If you don’t believe in The Ten Commandments, just walk on by. Nobody’s turning your head. Nobody’s imposing them on you. Nobody should have to tell you “thou shalt not kill”, it should be just second nature or common sense. But some people have more book sense than common sense - they have been swayed by legal arguments that The Ten Commandments are subversive somehow - we’re not asking anyone to live by them - just see them and move on.

You know why The Ten Commandments are posted right outside the Main Courtroom door? Because day after day criminal defendants, all of them cloaked with innocence before being found guilty beyond a reasonable doubt, walk into that courtroom for, basically, violating one or more of The Ten Commandments. Giving them a reminder of their duties to God as human beings on this Earth is a good thing, not a coercion thing. Nobody is trying to convince you not to be a sinner, just if you cannot do right by people, at least leave people alone.
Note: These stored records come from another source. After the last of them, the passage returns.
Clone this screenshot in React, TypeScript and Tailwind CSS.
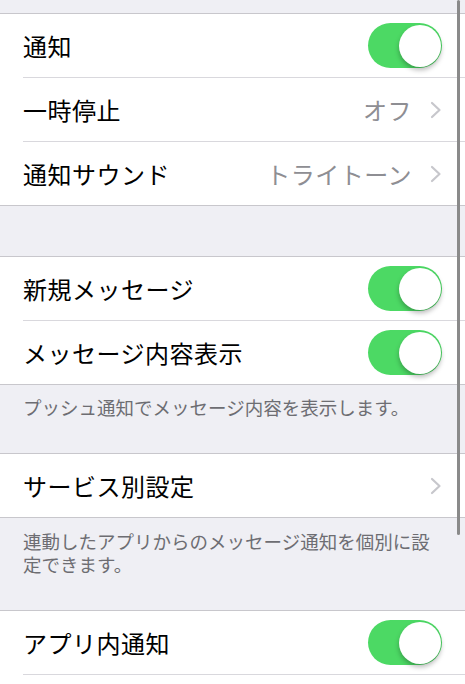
import React from 'react'

type Row = { label: string; toggle?: boolean; value?: string; chevron?: boolean }

const font = { fontFamily: "'Noto Sans CJK JP', 'Noto Sans', sans-serif" }

function Toggle() {
  return (
    <div className="relative w-[74px] h-[45px] rounded-full bg-[#4cd964] shrink-0">
      <div className="absolute right-[1px] top-[1.5px] w-[42px] h-[42px] rounded-full bg-white shadow-[0_3px_5px_rgba(0,0,0,0.28)]" />
    </div>
  )
}

function Chevron() {
  return (
    <svg width="12" height="18" viewBox="0 0 12 18" className="shrink-0">
      <polyline points="2,2 9.5,9 2,16" fill="none" stroke="#c7c7cc" strokeWidth="2.2" strokeLinecap="round" strokeLinejoin="round" />
    </svg>
  )
}

function Group({ rows }: { rows: Row[] }) {
  return (
    <div className="bg-white border-y border-[#c8c7cc]">
      {rows.map((r, i) => (
        <div key={i} className="pl-[23px]">
          <div
            className={
              'h-[63px] flex items-center justify-between pr-[23px] ' +
              (i < rows.length - 1 ? 'border-b border-[#d9d8dd] h-[64px]' : '')
            }
          >
            <span className="text-[24px] text-black tracking-[0.5px]">{r.label}</span>
            {r.toggle && <Toggle />}
            {r.chevron && (
              <div className="flex items-center gap-[18px]">
                {r.value && <span className="text-[24px] text-[#8e8e93] tracking-[0.5px]">{r.value}</span>}
                <Chevron />
              </div>
            )}
          </div>
        </div>
      ))}
    </div>
  )
}

function Footer({ text, className }: { text: string; className: string }) {
  return (
    <p className={'px-[23px] text-[18.5px] leading-[23px] text-[#6d6d72] ' + className}>{text}</p>
  )
}

export default function App() {
  return (
    <div style={font} className="relative w-[465px] h-[684px] overflow-hidden bg-[#efeff4]">
      <div className="h-[13px]" />
      <Group
        rows={[
          { label: '通知', toggle: true },
          { label: '一時停止', value: 'オフ', chevron: true },
          { label: '通知サウンド', value: 'トライトーン', chevron: true },
        ]}
      />
      <div className="h-[50px]" />
      <Group
        rows={[
          { label: '新規メッセージ', toggle: true },
          { label: 'メッセージ内容表示', toggle: true },
        ]}
      />
      <Footer className="pt-[11px] pb-[34px]" text="プッシュ通知でメッセージ内容を表示します。" />
      <Group rows={[{ label: 'サービス別設定', chevron: true }]} />
      <Footer className="pt-[12px] pb-[34px]" text="連動したアプリからのメッセージ通知を個別に設定できます。" />
      <Group
        rows={[
          { label: 'アプリ内通知', toggle: true },
          { label: '', toggle: true },
        ]}
      />
      <div className="absolute right-[5px] top-0 w-[3px] h-[535px] rounded-full bg-[#8a8a8a]" />
    </div>
  )
}
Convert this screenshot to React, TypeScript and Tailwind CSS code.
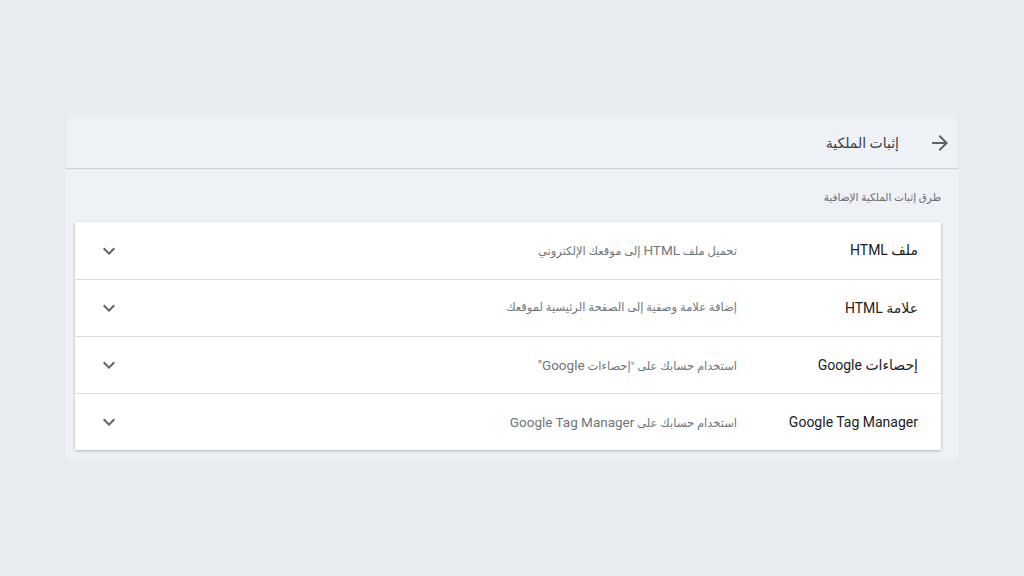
import React from 'react'

interface Method {
    id: string
    label: string
    description: string
}

const methods: Method[] = [
    { id: 'file', label: 'ملف HTML', description: 'تحميل ملف HTML إلى موقعك الإلكتروني' },
    { id: 'tag', label: 'علامة HTML', description: 'إضافة علامة وصفية إلى الصفحة الرئيسية لموقعك' },
    { id: 'ga', label: 'إحصاءات Google', description: 'استخدام حسابك على "إحصاءات Google"' },
    { id: 'gtm', label: 'Google Tag Manager', description: 'استخدام حسابك على Google Tag Manager' },
]

// latin words render a bit larger than the arabic ones in the original
const MixedText = ({ text }: { text: string }) => (
    <>
        {text.split(/([A-Za-z"][A-Za-z "]*[A-Za-z"])/).map((part, i) =>
            /[A-Za-z]/.test(part) ? (
                <span key={i} className="text-[13.5px]">
                    {part}
                </span>
            ) : (
                <span key={i}>{part}</span>
            ),
        )}
    </>
)

const ExpandIcon = () => (
    <svg width="24" height="24" viewBox="0 0 24 24" fill="#5f6368">
        <path d="M16.59 8.59L12 13.17 7.41 8.59 6 10l6 6 6-6z" />
    </svg>
)

const BackArrow = () => (
    <svg width="24" height="24" viewBox="0 0 24 24" fill="#5f6368">
        <path d="M12 4l-1.41 1.41L16.17 11H4v2h12.17l-5.58 5.59L12 20l8-8z" />
    </svg>
)

const App: React.FC = () => {
    return (
        <div
            className="min-h-[576px] w-full bg-[#e9edf2] pt-[118px]"
            style={{ fontFamily: 'Roboto, "DejaVu Sans", sans-serif' }}
        >
            <div dir="rtl" className="ml-[66px] w-[892px] bg-[#eef1f6]">
                <div className="flex h-[50px] items-center pr-[6px] shadow-[0_1px_1px_rgba(0,0,0,0.12)]">
                    <BackArrow />
                    <h1 className="mr-[29px] text-[14px] text-[#3c4043]">إثبات الملكية</h1>
                </div>
                <div className="pb-[9px] pl-[9px] pr-[17px] pt-[22px]">
                    <p className="text-[10.5px] leading-4 text-[#6b6f73]">طرق إثبات الملكية الإضافية</p>
                    <div className="mt-[16px] bg-white shadow-[0_1px_3px_rgba(0,0,0,0.25)]">
                        {methods.map((m, i) => (
                            <div
                                key={m.id}
                                className={`flex h-[57px] items-center pr-[23px] ${i > 0 ? 'border-t border-[#dadce0]' : ''}`}
                            >
                                <span className="w-[181px] shrink-0 text-[14px] text-[#202124]">{m.label}</span>
                                <span className="flex-1 text-[11.5px] text-[#70757a]">
                                    <MixedText text={m.description} />
                                </span>
                                <span className="ml-[22px] flex">
                                    <ExpandIcon />
                                </span>
                            </div>
                        ))}
                    </div>
                </div>
            </div>
        </div>
    )
}

export default App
We are sure there are some legal arguments about the separation of church and state that legal scholars can cite as to why we cannot post The Ten Commandments. But we post in our schools basically the same thing - “In God We Trust” - so what’s the difference. The difference is - we want to tell our children what to do, when we don’t want to tell each other what to do.

Land of the Free. Home of the Brave, remember? 

The truth is, courthouses all over the world from lower Manhattan, to Colleton County, South Carolina, to Timbuktu have people come through their doors, in custody, who need The Ten Commandments. If everybody lived by these basic instructions, we would put courts out of business, and that would be a good thing. Laurens County’s only mistake is not placing The Ten Commandments in the BACK hallway where people in custody see them as the last thing they see before they walk into a Court of Judgment.

Placing them in the front hall is for us, not the criminals - sorry, alleged criminals. Another who cites someone as a criminal before conviction, simply based on arrest and/or indictment, is guilty of “casting the first stone.” The commandments are for us to recognize that when you pass through these doors you are entering a Place of Judgment - as close as we can come, as mere mortals, to what awaits us all, The Ultimate Judgment. 

If States have the right to mandate posting “In God We Trust” Counties have the right to post “Thou shalt not kill” - it is a simple act of fairness, not to mention free speech. You are free to take the advice or not, that is your free will. It is what qualifies you to be a human being. Glance and move on - Stay and read, that’s entirely up to you.